Since mid-2019, DEQ has had Cottonport Monofill under a compliance order to clean up the tires and monofill chips as part of the facility’s closure.

The bits are used for earthen fill, road material and other purposes under DEQ’s Waste Tire Program. The state pays companies to recycle the monofill in authorized uses.

At one point early on, black smoke from the fire could be seen as far away as La. 1 in Marksville, several miles to the north of Cottonport, residents have said.

But Langley said Wednesday that firefighting efforts have cut the smoke by 90% since the fire began.
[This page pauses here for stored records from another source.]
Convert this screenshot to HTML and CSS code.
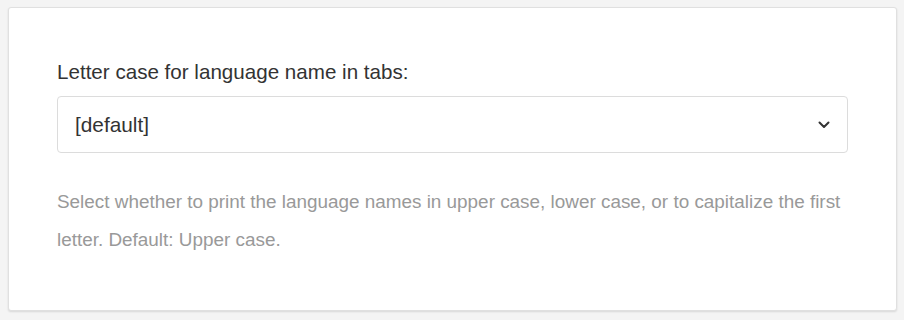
FILE: index.html
```html
<!DOCTYPE html>
<html>
<head>
<meta charset="utf-8">
<link rel="stylesheet" href="styles.css">
</head>
<body>
<div class="card">
  <label class="label" for="case">Letter case for language name in tabs:</label>
  <div class="select">
    <span class="value">[default]</span>
    <svg class="chev" width="12" height="8" viewBox="0 0 12 8"><path d="M1.5 1.5 L6 6 L10.5 1.5" fill="none" stroke="#333" stroke-width="2" stroke-linecap="round" stroke-linejoin="round"/></svg>
  </div>
  <p class="help">Select whether to print the language names in upper case, lower case, or to capitalize the first letter. Default: Upper case.</p>
</div>
</body>
</html>
```
FILE: styles.css
```css
html, body { margin: 0; padding: 0; }
body {
  background: #f4f4f4;
  font-family: "Liberation Sans", Arial, sans-serif;
  width: 904px;
  height: 320px;
  padding: 7px 7px 0 8px;
  box-sizing: border-box;
}
.card {
  background: #fff;
  border: 1px solid #e0e0e0;
  border-radius: 3px;
  box-shadow: 0 1px 2px rgba(0,0,0,0.12);
  height: 304px;
  box-sizing: border-box;
  padding: 50px 48px 0 48px;
}
.label {
  display: block;
  font-size: 20.6px;
  color: #333;
  line-height: 28px;
  margin-bottom: 10px;
}
.select {
  height: 57px;
  box-sizing: border-box;
  border: 1px solid #dcdcdc;
  border-radius: 4px;
  display: flex;
  align-items: center;
  justify-content: space-between;
  padding: 0 17px 0 17px;
}
.value { font-size: 20.8px; color: #333; }
.chev { display: block; }
.help {
  margin: 30px 0 0;
  font-size: 18.9px;
  line-height: 38px;
  color: #999;
}
```
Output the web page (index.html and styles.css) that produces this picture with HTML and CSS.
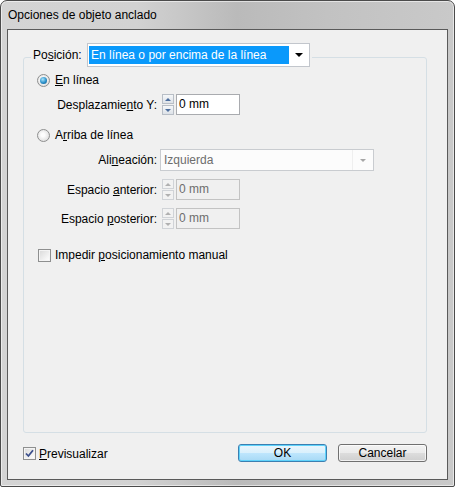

The remaining smoke is still producing some tiny particles that are drifting off the property.

Firefighters have been working the fire section by section, dousing one piece with water and then smothering it with dirt. Langley added that firefighters have also brought in a marsh buggy to push the burning monofill chips into a large pond on the property.

“You can put water on the chips or can put the chips in water. It’s the same thing,” he said.
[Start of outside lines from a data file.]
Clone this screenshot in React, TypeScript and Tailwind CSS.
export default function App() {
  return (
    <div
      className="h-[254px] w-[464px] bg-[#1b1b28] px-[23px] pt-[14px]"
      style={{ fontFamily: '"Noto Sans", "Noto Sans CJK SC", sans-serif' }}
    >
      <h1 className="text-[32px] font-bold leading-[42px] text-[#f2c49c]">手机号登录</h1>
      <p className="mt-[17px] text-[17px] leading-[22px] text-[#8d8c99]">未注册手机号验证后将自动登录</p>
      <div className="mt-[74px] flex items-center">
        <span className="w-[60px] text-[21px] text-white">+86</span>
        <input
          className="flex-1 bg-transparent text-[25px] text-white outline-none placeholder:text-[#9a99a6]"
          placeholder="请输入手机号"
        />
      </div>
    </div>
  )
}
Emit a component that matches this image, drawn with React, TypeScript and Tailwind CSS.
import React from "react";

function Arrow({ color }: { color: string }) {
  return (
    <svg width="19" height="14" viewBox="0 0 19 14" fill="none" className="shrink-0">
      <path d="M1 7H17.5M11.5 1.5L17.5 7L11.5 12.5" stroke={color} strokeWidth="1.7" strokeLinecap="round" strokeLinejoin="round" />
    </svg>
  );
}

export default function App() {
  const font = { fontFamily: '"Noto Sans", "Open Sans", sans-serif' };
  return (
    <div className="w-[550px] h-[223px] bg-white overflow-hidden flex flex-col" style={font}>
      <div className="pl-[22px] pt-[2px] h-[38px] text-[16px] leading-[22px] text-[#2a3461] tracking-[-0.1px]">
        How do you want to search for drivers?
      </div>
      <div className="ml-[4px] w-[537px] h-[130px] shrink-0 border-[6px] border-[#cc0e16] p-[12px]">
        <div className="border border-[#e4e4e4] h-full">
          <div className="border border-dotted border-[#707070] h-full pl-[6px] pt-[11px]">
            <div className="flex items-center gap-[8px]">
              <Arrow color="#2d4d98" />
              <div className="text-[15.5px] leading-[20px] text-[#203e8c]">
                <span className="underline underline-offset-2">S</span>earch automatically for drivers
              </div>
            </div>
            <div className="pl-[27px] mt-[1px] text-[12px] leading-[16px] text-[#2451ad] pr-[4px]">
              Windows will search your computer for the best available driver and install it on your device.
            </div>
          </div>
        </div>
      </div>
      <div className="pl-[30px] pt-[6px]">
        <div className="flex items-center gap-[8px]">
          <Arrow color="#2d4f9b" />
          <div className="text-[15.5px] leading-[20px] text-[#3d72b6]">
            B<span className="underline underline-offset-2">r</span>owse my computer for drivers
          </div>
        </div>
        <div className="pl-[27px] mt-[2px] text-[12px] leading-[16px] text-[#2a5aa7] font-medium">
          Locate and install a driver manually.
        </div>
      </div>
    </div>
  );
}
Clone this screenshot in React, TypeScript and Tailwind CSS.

Langley said at one point, both the tires and monofill were on fire but all the tires have since been extinguished.

Langley didn’t have details about what type of cleanup would be required once the fire is extinguished and who will be responsible for the work. DEQ lawyers are still examining the situation, he said.

Cottonport Monofill was closed and filed for Chapter 11 bankruptcy in 2015. Avoyelles land records show the primary processing site of about 29.5 acres was sold to Avoyelles Parish government in June 2020 after a sheriff’s sale to settle $2,906 in unpaid taxes.

But Joey Frank, director of the parish Office of Homeland Security and Emergency Preparedness, said that under state law, land taken in a tax sale isn’t fully adjudicated and possessed by the buyer until five years

afterward.

He said the parish’s legal advisor has determined that the Police Jury is not responsible for any cleanup that might be required, adding he isn’t sure how the parish government could even afford it if it were.

“You’re talking about millions of dollars for that to be fully cleaned up,” Frank said.

DEQ inspection records from February 2021 assert that First Guaranty Bank “is now in possession of the facility and its assets” under a bankruptcy court order and had recently, at the time, renewed a solid waste permit for the complex. Bank officials have disputed that ownership claim, however.

Other land also held by Cottonport Monofill went to private landowners in the same sheriff’s sale. At least one of those parcels, which is adjacent to the primary processing site, appears to have had tires on it also, according to a parish assessor’s office aerial map.

Langley said those tires hadn’t caught fire in the blaze.